QUEBEC CITY - A Canadian man known for his far-right, nationalist sympathies pleaded guilty Wednesday to the killing last year of six worshippers at a Quebec mosque - a surprising turn of events in a case that shocked the nation. The rampage on January 29, 2017, which also left more than 30 injured, was one of the worst attacks on an Islamic place of worship in the West. Described in the immediate aftermath by Prime Minister Justin Trudeau as a “terrorist attack,” the shooting spree was a brutal blow to Canada’s multicultural society, and to a nation that welcomes tens of thousands of refugees each year.

Alexandre Bissonnette, 28, opened fire on a cold, snowy night at the end of Sunday prayers at Quebec City’s Islamic Cultural Center, a mosque located in a normally quiet neighborhood.

He had initially pleaded not guilty at the start of the trial on Monday on the advice of his lawyers, but apparently had a change of heart.

“I’ve decided to plead guilty to all of the charges ... in order to prevent the families of the victims from having to relive” the horrors of the attack, said Bissonnette, who also faced six counts of attempted murder.

Sobs erupted in the courtroom as Judge Francois Huot accepted Bissonnette’s guilty plea, following a court-ordered psychiatric assessment.

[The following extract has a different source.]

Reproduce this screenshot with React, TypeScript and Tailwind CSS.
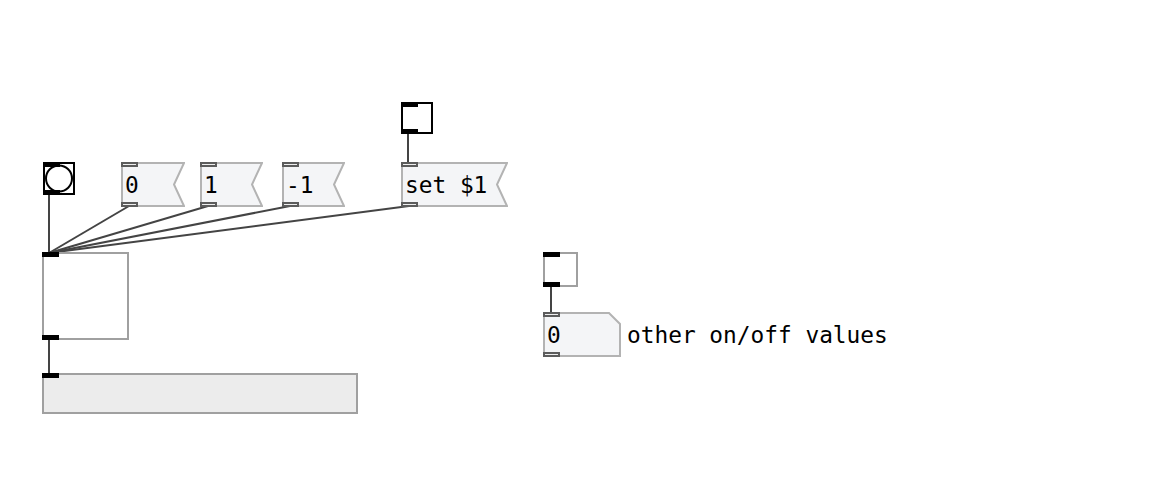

“I find you guilty of these murders,” he said.

Bissonnette, who was a university student at the time of the shooting, could now face a life sentence, or a minimum of 25 years in prison.

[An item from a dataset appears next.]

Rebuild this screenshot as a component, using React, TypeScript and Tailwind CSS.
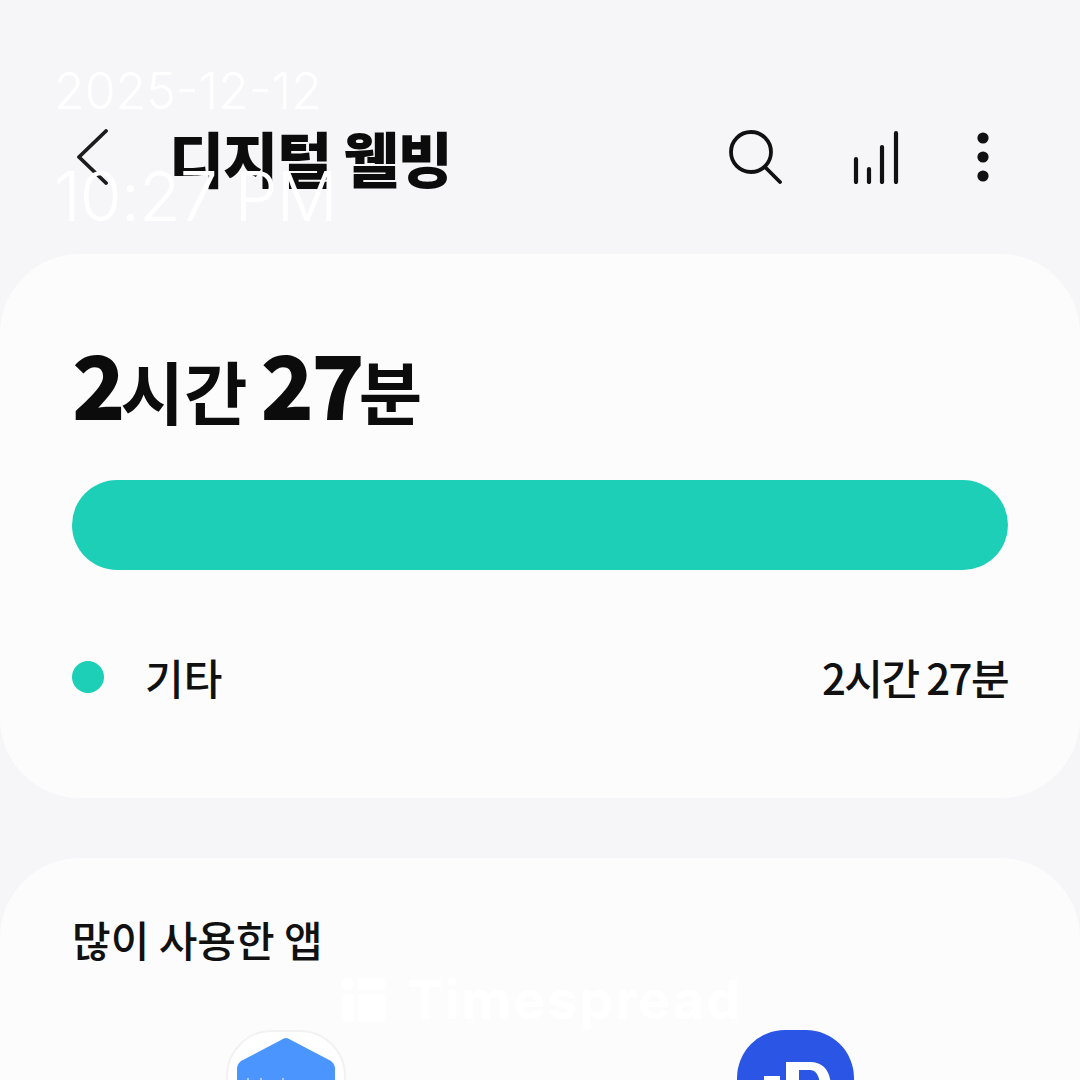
const koFont = "font-['Noto_Sans_CJK_KR','Noto_Sans',sans-serif]";

function BackIcon() {
    return (
        <svg width="32" height="56" viewBox="0 0 32 56" fill="none" stroke="#1c1c1c" strokeWidth="3.8" strokeLinecap="round" strokeLinejoin="round">
            <path d="M30 2 L3 28 L30 54" />
        </svg>
    );
}

function SearchIcon() {
    return (
        <svg width="54" height="54" viewBox="0 0 54 54" fill="none" stroke="#111" strokeWidth="3.8" strokeLinecap="round">
            <circle cx="22" cy="22" r="20" />
            <path d="M36 37 L51 52" />
        </svg>
    );
}

function StatsIcon() {
    return (
        <svg width="46" height="54" viewBox="0 0 46 54" fill="none" stroke="#111" strokeWidth="4.2" strokeLinecap="round">
            <path d="M3 52 V29" />
            <path d="M16 52 V39" />
            <path d="M29 52 V17" />
            <path d="M43 52 V3" />
        </svg>
    );
}

function MoreIcon() {
    return (
        <svg width="16" height="54" viewBox="0 0 16 54" fill="#111">
            <circle cx="8" cy="8" r="5.6" />
            <circle cx="8" cy="27" r="5.6" />
            <circle cx="8" cy="46" r="5.6" />
        </svg>
    );
}

function HexApp() {
    return (
        <div className="flex justify-center w-[120px] h-[120px] rounded-[46px] bg-white border-2 border-[#f2f2f2] pt-[5px]">
            <svg width="100" height="110" viewBox="0 0 100 110">
                <path
                    d="M50 1 Q52 1 55 3 L95 24 Q99 27 99 32 V110 H1 V32 Q1 27 5 24 L45 3 Q48 1 50 1 Z"
                    fill="#4a95ff"
                />
                <path d="M11 41 h2 v4 h-2 Z M24 41 h2 v4 h-2 Z M46 41 h2 v4 h-2 Z" fill="#a9cdff" />
            </svg>
        </div>
    );
}

function BlueApp() {
    return (
        <div className="flex justify-center w-[117px] h-[120px] rounded-[48px] bg-[#2a55e5] pt-[30px]">
            <svg width="72" height="60" viewBox="0 0 72 60">
                <path d="M26 2 H50 C64 2 71 12 71 28 V60 H26 Z" fill="#fff" />
                <path d="M39 10 H50 C57 10 60 18 60 28 V60 H39 Z" fill="#2a55e5" />
                <path d="M4 16 H20 V60 H4 Z" fill="#fff" />
            </svg>
        </div>
    );
}

export default function App() {
    return (
        <div className={`relative h-[1080px] w-[1080px] overflow-hidden bg-[#f6f6f8] ${koFont}`}>
            <header className="flex h-[254px] items-center pt-[60px] pl-[76px] pr-[89px] text-[#0c0c0c]">
                <BackIcon />
                <h1 className="ml-[61px] text-[60px] font-black leading-none tracking-[-1.2px]">디지털 웰빙</h1>
                <div className="ml-auto flex items-center">
                    <SearchIcon />
                    <div className="ml-[70px]">
                        <StatsIcon />
                    </div>
                    <div className="ml-[76px]">
                        <MoreIcon />
                    </div>
                </div>
            </header>

            <section className="h-[544px] rounded-[80px] bg-[#fcfcfc] px-[72px] pt-[84px]">
                <div className="flex h-[110px] items-baseline font-black leading-none text-[#0c0c0c]">
                    <span className="text-[88px] tracking-[-5px]">2</span>
                    <span className="text-[69px] font-bold">시간</span>
                    <span className="ml-[13px] text-[88px] tracking-[-3px]">27</span>
                    <span className="-ml-[3px] text-[69px] font-bold">분</span>
                </div>
                <div className="mt-[32px] h-[90px] rounded-full bg-[#1ecfb8]" />
                <div className="mt-[86px] flex items-center text-[42px] font-medium leading-none text-[#111]">
                    <span className="h-[32px] w-[32px] rounded-full bg-[#1ecfb8]" />
                    <span className="ml-[41px]">기타</span>
                    <span className="ml-auto tracking-[-1.6px]">2시간 27분</span>
                </div>
            </section>

            <section className="mt-[60px] h-[300px] rounded-[80px] bg-[#fcfcfc] px-[72px] pt-[56px]">
                <h2 className="text-[42px] font-medium leading-[50px] text-[#111]">많이 사용한 앱</h2>
                <div className="mt-[66px] flex gap-[391px] pl-[154px]">
                    <HexApp />
                    <BlueApp />
                </div>
            </section>

            {/* capture time stamp and app mark over the screen */}
            <div className="absolute left-[54px] top-[60px] font-['Inter',sans-serif] font-light text-white">
                <p className="text-[50px] leading-[62px]">2025-12-12</p>
                <p className="mt-[34px] text-[68px] leading-[80px] tracking-[-1px]">10:27 PM</p>
            </div>
            <div className="absolute left-[342px] top-[970px] flex items-center gap-[21px] font-['Inter',sans-serif] text-white">
                <div className="grid grid-cols-[12px_28px] grid-rows-[12px_28px] gap-[4px]">
                    <span className="rounded-full bg-white" />
                    <span className="bg-white" />
                    <span className="bg-white" />
                    <span className="bg-white" />
                </div>
                <span className="text-[54px] font-bold leading-[60px] tracking-[2px]">Timespread</span>
            </div>
        </div>
    );
}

In court, Bissonnette - who police say called an emergency line and confessed shortly after the shooting, sobbing over the phone - read aloud from a crumpled piece of paper, saying: “I bitterly regret what I did, the lives that I destroyed.

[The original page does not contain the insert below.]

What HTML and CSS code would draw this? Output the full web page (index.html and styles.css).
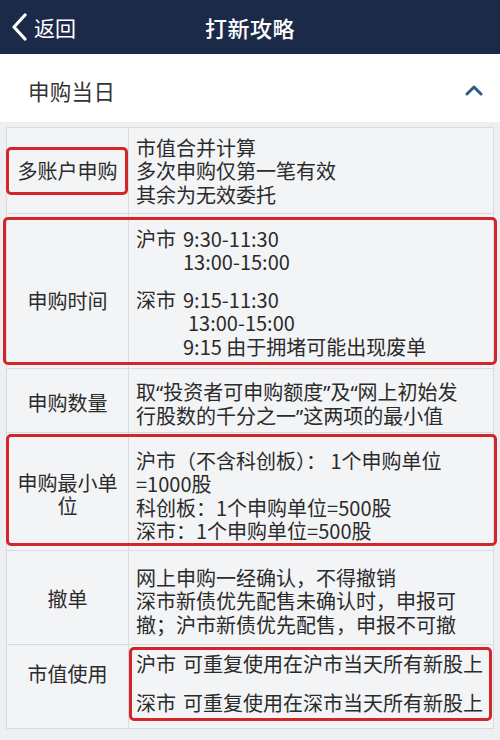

“I am neither a terrorist, nor an Islamophobe,” he said. “I do not know why I did a foolish thing like that, and still today I’m having a hard time believing it.”

Introverted and educated, Bissonnette had been described after his arrest as a white supremacist opposed to Muslim immigration, but not affiliated with any group.

He told the court on Wednesday how he had been “swept away by fear and by horrible despair that had brought on thoughts of suicide.”

Turning to the families and friends of the victims and survivors packed into the courtroom, he offered an apology but added, “I know my actions are unforgivable.”

The six victims - Ibrahima Barry, Mamadou Tanou Barry, Khaled Belkacemi, Abdelkrim Hassane, Azzeddine Soufiane and Aboubaker Thabti - were Canadian dual nationals born in Algeria (two), Guinea (two), Morocco and Tunisia, and who had long ago resettled in Quebec.

They were a scholar, a butcher, a daycare operator, a food industry worker, a public servant and a computer programmer - all connected by faith.

The president of the mosque, Boufeldja Benabdallah, expressed relief.

“We are satisfied with the verdict,” he said outside the courtroom.

“The evil is done,” he added. “It will be up to the families to decide whether to forgive him.”